SMU professor recognised by IEEE as one of the AI’s 10 to Watch

Recently, Assistant Professor Akshat Kumar from the School
of Information Systems (SIS) at Singapore Management University (SMU)
has been recognised
as one of “AI’s 10 to Watch” by the IEEE
Intelligent Systems Magazine
.

Founded in 1963, the Institute of Electrical and Electronics Engineers (IEEE)
is the world’s largest technical professional organisation dedicated to
advancing technology for the benefit of humanity. Today, IEEE has more than
423,000 members in over 160 countries who are primarily engineers, scientists,
and allied professionals in electrical and computer sciences, engineering, and
related disciplines.

The AI’s 10 to Watch award recognises young scientists who
have made significant contributions in the field of Artificial Intelligence
(AI) and have received their PhDs in the last five years. Nominations for this
biennial award are sought from a wide range of senior AI researchers from both
academia and industry.  

Assistant Professor Akshat Kumar is being recognised for his
contributions in the field of AI, and in particular for his work on automated
planning and decision making in multiagent systems. With this recognition, Prof
Kumar joins the group of 9 other researchers worldwide who have been selected
for this award in 2018.

“I feel greatly honoured and humbled to be selected as one
of the "AI's 10 to Watch". Over the course of my career, I have been
fortunate to have great mentors, advisors, and collaborators, and an intellectually
stimulating work environment at SMU's School of Information Systems. I am very
thankful for their continued support and collaboration which is invaluable for
my research and academic career,” said Prof Kumar.
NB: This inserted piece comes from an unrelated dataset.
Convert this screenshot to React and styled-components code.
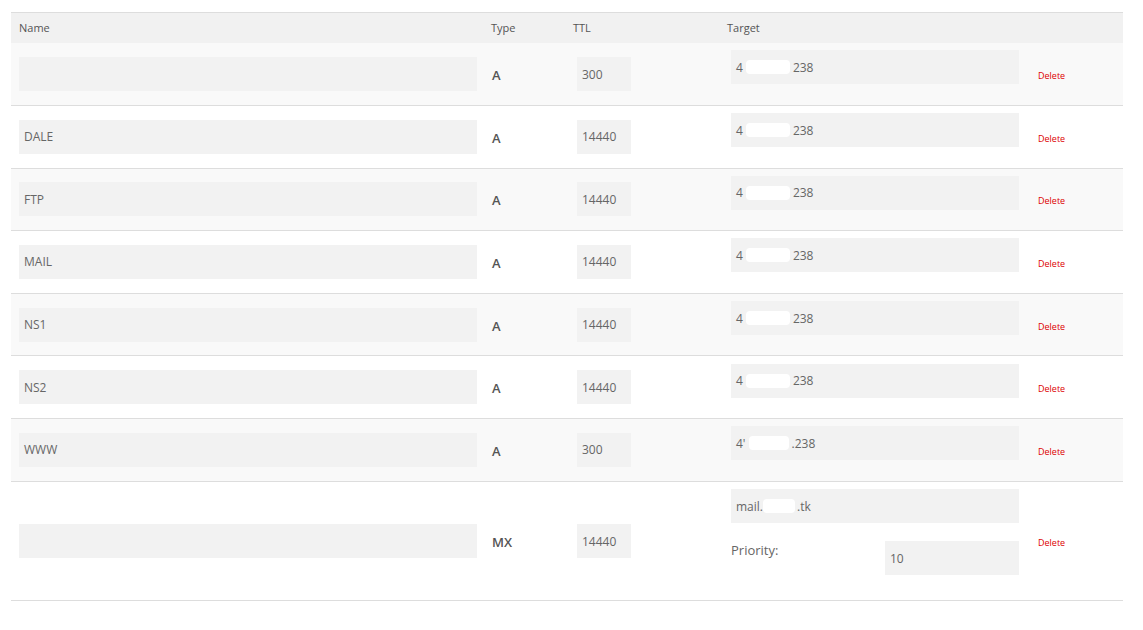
import React from "react";
import styled, { createGlobalStyle } from "styled-components";

const Global = createGlobalStyle`
  html, body { margin: 0; padding: 0; background: #fff; }
  body { font-family: "Open Sans", "Noto Sans", Arial, sans-serif; }
`;

const COLS = "472px 82px 154px 311px 93px";

const Page = styled.div`
  padding: 12px 0 0 11px;
`;

const Table = styled.div`
  width: 1112px;
  border-top: 1px solid #dddddd;
`;

const HeadRow = styled.div`
  box-sizing: border-box;
  display: grid;
  grid-template-columns: ${COLS};
  height: 30.2px;
  padding-bottom: 1.5px;
  align-items: center;
  background: #f1f1f1;
`;

const HeadCell = styled.div`
  padding-left: 8px;
  font-size: 11px;
  color: #555555;
`;

const Row = styled.div`
  box-sizing: border-box;
  display: grid;
  grid-template-columns: ${COLS};
  min-height: 62.67px;
  align-items: center;
  background: ${(p) => (p.$alt ? "#f9f9f9" : "#ffffff")};
  border-bottom: 1px solid #dddddd;
`;

const Cell = styled.div`
  display: flex;
  align-items: center;
  padding-left: ${(p) => p.$pl}px;
`;

const TargetCell = styled.div`
  align-self: start;
  display: flex;
  flex-direction: column;
  padding: 7.3px 0 ${(p) => p.$pb}px 12px;
`;

const Field = styled.div`
  box-sizing: border-box;
  display: flex;
  align-items: center;
  width: ${(p) => p.$w}px;
  height: 34px;
  padding-left: 5px;
  background: #f2f2f2;
  font-size: 12px;
  color: #666666;
  white-space: pre;
`;

const Redact = styled.span`
  display: inline-block;
  width: ${(p) => p.$w}px;
  height: 14px;
  margin: 0 ${(p) => p.$mr}px 0 ${(p) => p.$ml}px;
  border-radius: 4px;
  background: #ffffff;
`;

const TypeText = styled.span`
  font-size: 13px;
  font-weight: 600;
  color: #555555;
  padding-top: 2px;
`;

const DeleteLink = styled.a`
  font-size: 9px;
  color: #dd0000;
  text-decoration: none;
  cursor: pointer;
  padding-top: 3px;
`;

const PriorityRow = styled.div`
  display: flex;
  justify-content: space-between;
  align-items: flex-start;
  width: 288px;
  margin-top: 18px;
`;

const PriorityLabel = styled.span`
  font-size: 13px;
  line-height: 18px;
  color: #666666;
`;

const ip = (
  <>
    4<Redact $w={44} $ml={3} $mr={3} />238
  </>
);

const rows = [
  { name: "", type: "A", ttl: "300", target: ip },
  { name: "DALE", type: "A", ttl: "14440", target: ip },
  { name: "FTP", type: "A", ttl: "14440", target: ip },
  { name: "MAIL", type: "A", ttl: "14440", target: ip },
  { name: "NS1", type: "A", ttl: "14440", target: ip },
  { name: "NS2", type: "A", ttl: "14440", target: ip },
  {
    name: "WWW",
    type: "A",
    ttl: "300",
    target: (
      <>
        4'<Redact $w={40} $ml={3} $mr={3} />.238
      </>
    ),
  },
  {
    name: "",
    type: "MX",
    ttl: "14440",
    target: (
      <>
        mail.<Redact $w={32} $ml={0} $mr={2} />.tk
      </>
    ),
    priority: "10",
  },
];

export default function App() {
  return (
    <Page>
      <Global />
      <Table>
        <HeadRow>
          <HeadCell>Name</HeadCell>
          <HeadCell>Type</HeadCell>
          <HeadCell>TTL</HeadCell>
          <HeadCell>Target</HeadCell>
          <HeadCell />
        </HeadRow>
        {rows.map((r, i) => (
          <Row key={i} $alt={i % 2 === 0}>
            <Cell $pl={8}>
              <Field $w={458}>{r.name}</Field>
            </Cell>
            <Cell $pl={9}>
              <TypeText>{r.type}</TypeText>
            </Cell>
            <Cell $pl={12}>
              <Field $w={54}>{r.ttl}</Field>
            </Cell>
            <TargetCell $pb={r.priority ? 25.2 : 20}>
              <Field $w={288}>{r.target}</Field>
              {r.priority && (
                <PriorityRow>
                  <PriorityLabel>Priority:</PriorityLabel>
                  <Field $w={134}>{r.priority}</Field>
                </PriorityRow>
              )}
            </TargetCell>
            <Cell $pl={8}>
              <DeleteLink>Delete</DeleteLink>
            </Cell>
          </Row>
        ))}
      </Table>
    </Page>
  );
}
Prof Kumar’s research is in the area of planning and
decision making under uncertainty with a focus on multiagent systems and urban
system optimisation. His work addresses the needs of rapidly interconnected
society and urban environments, from personal digital assistants to
self-driving taxi fleets and autonomous ships, and develops computational
techniques that will allow such complex ecosystem of autonomous agents to
operate in a coordinated fashion.

Over the past few years, Prof Kumar’s work has addressed
various challenges in such diverse urban settings as scalability to thousands
of agents, uncertainty and partial observability, and resource constrained
optimisation.

In addition to academic contributions, Prof Kumar also
participates in the Fujitsu-SMU Urban Computing and Engineering
Corporate Lab
. He along with his collaborators have designed
maritime simulators and novel intelligent scheduling algorithms that can
coordinate vessel traffic in Singapore Straits for better safety of navigation.
Such simulators and approaches are based on studying the real aerial location
data for ships that enter Singapore waters over a large period of time.

On his future research, Prof Kumar shared that he sees
multiagent systems becoming more and more relevant with the adoption of Internet
of Things (IoT).

“We are going to be surrounded with agents that
help us control our homes, our cars, and even our digital lives. I am
particularly excited by several research challenges which arise with such unprecedented
connectivity, such as dealing with the problem of scale, ensuring safe
co-habitation of humans and autonomous agents, and ensuring coordination in the
presence of both cooperating and competing agents,” he said.